A mother has won permission to appeal against a ruling that she must give her child the father’s name.
In W (Children), the couple began a relationship but did not marry. They had two children – a daughter, referred to as S in court reports, and a son, called D. Their reportedly turbulent relationship began to break down not long after the woman became pregnant with their second child. The father’s business also ran into difficulties around the same time. To quote a judgement, by Lord Justice Ryder:
“It does not appear to be in dispute that at least by May 2011 the father’s businesses were in financial difficulty, causing him considerable stress and, [the] mother would say as she has submitted to this court this morning, exacerbating his controlling and abusive behaviour.”
The couple split up. His Honour Judge Oliver, sitting at Reading County Court, was asked to rule on contact arrangements for the children. The father wanted unsupervised contact, but the mother was unwilling, saying he was “abusive and aggressive” and the children would therefore be “at risk”. Lord Justice Ryder noted that this risk supposedly extended to the father’s “former business colleagues as a consequence of his business dealings.”
The father also insisted that that the mother had agreed to give their son, D, his first name as a middle name. The mother admitted that she had made such an agreement but said she had only done so under pressure and did not, in fact, want to create a difference between her children.
Judge Oliver concluded that the father was “not bullying or threatening” and cared “passionately about his children”. He accepted that the father had a short temper and a fractious relationship with the mother but rejected claims that this meant he had a personality disorder.
He ordered limited unsupervised contact. On the question of the boy’s name, the judge said:
“What is wrong with having [the respondent’s first name] as a second or third given name? It was obviously agreed in what I regard and can see as being a happy exchange of text messages. It was not a subject of pressure, or anything like that.”
The mother appealed, seeking instead just three hours supervised contact with the father each week. She claimed, amongst other arguments, that the judge had failed to properly consider evidence of domestic violence by the father.
At the Court of Appeal, Lord Justice Ryder concluded, having “considered this ground of appeal very carefully indeed” that there was insufficient evidence to justify preventing contact between the father and the children, or to restrict it to supervised contact only. He said:
“…the material that she sets out is not sufficient, in my judgment, to give permission to appeal on the domestic violence ground…”

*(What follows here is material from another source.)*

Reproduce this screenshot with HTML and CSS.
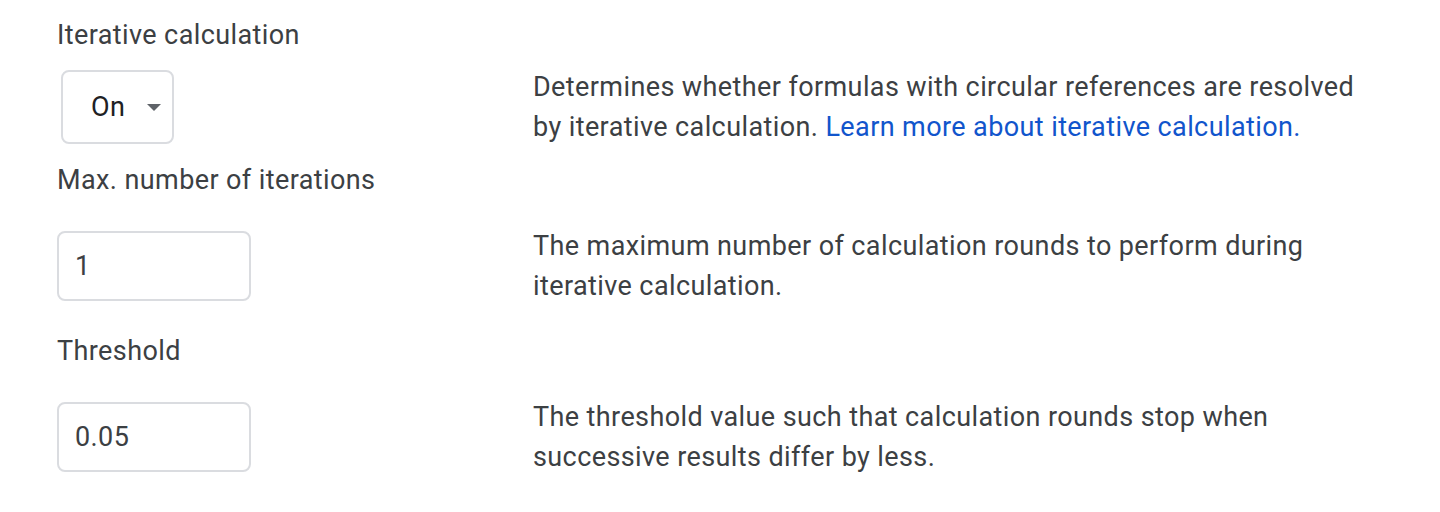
FILE: index.html
```html
<!DOCTYPE html>
<html lang="en">
<head>
<meta charset="utf-8">
<title>Iterative calculation</title>
<link rel="stylesheet" href="styles.css">
</head>
<body>
<div class="settings">
  <div class="field-label first">Iterative calculation</div>
  <div class="field-row row-select">
    <div class="control">
      <div class="select">
        <span class="select-value">On</span>
        <span class="select-arrow"></span>
      </div>
    </div>
    <div class="desc">Determines whether formulas with circular references are resolved by iterative calculation. <a class="link" href="#">Learn more about iterative calculation.</a></div>
  </div>

  <div class="field-label after-select">Max. number of iterations</div>
  <div class="field-row">
    <div class="control">
      <div class="input">1</div>
    </div>
    <div class="desc">The maximum number of calculation rounds to perform during iterative calculation.</div>
  </div>

  <div class="field-label">Threshold</div>
  <div class="field-row">
    <div class="control">
      <div class="input">0.05</div>
    </div>
    <div class="desc">The threshold value such that calculation rounds stop when successive results differ by less.</div>
  </div>
</div>
</body>
</html>
```

FILE: styles.css
```css
html, body {
  margin: 0;
  padding: 0;
  background: #ffffff;
}

body {
  font-family: Roboto, "Liberation Sans", Arial, sans-serif;
  font-size: 27px;
  letter-spacing: 0.4px;
  color: #3c4043;
}

.settings {
  padding: 15px 0 0 57px;
}

.field-label {
  line-height: 40px;
  height: 40px;
  margin-top: 25px;
}

.field-label.first {
  margin-top: 0;
}

.field-label.after-select {
  margin-top: 13px;
}

.field-row {
  display: flex;
  align-items: center;
  margin-top: 26px;
}

.field-row.row-select {
  margin-top: 12px;
}

.control {
  width: 476px;
  flex: none;
}

.select {
  margin-left: 4px;
  width: 113px;
  height: 74px;
  box-sizing: border-box;
  border: 2px solid #dadce0;
  border-radius: 8px;
  display: flex;
  align-items: center;
  padding-left: 28px;
  color: #202124;
}

.select-value {
  line-height: 1;
}

.select-arrow {
  width: 0;
  height: 0;
  border-left: 7px solid transparent;
  border-right: 7px solid transparent;
  border-top: 7px solid #5f6368;
  margin-left: 22px;
}

.input {
  width: 194px;
  height: 70px;
  box-sizing: border-box;
  border: 2px solid #dadce0;
  border-radius: 8px;
  display: flex;
  align-items: center;
  padding-left: 16px;
}

.desc {
  width: 830px;
  line-height: 40px;
}

.link {
  color: #1155cc;
  text-decoration: none;
}
```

However her grounds of appeal on the issue of the father’s name were stronger, he ruled. The mother argued that Judge Oliver’s original ruling had not properly considered the principles set out in the 1999 case of Dawson v Wearmouth. Due to the couple’s deteriorating relationship, the mother had had a legal undertaking in place that prevented the father from being present at D’s birth, at the time the agreement about giving the boy his father’s name had been made. To quote Lord Justice Ryder:
“…so any agreement made at that stage relating to a name, middle or surname, was necessarily in the context that mother felt under considerable pressure. The existence of the undertaking would be capable of establishing that. The consequence of this is that the agreement itself does not necessarily, as [Judge Oliver] had imagined, exhibit a view as to the welfare of the child that had been come to by both parents.”
“My conclusion therefore is that I grant permission to mother to pursue an appeal limited to the issue of the change of the child’s name “
He urged the father, meanwhile, to:
“…take whatever contact is on offer to re-establish contact with the children.”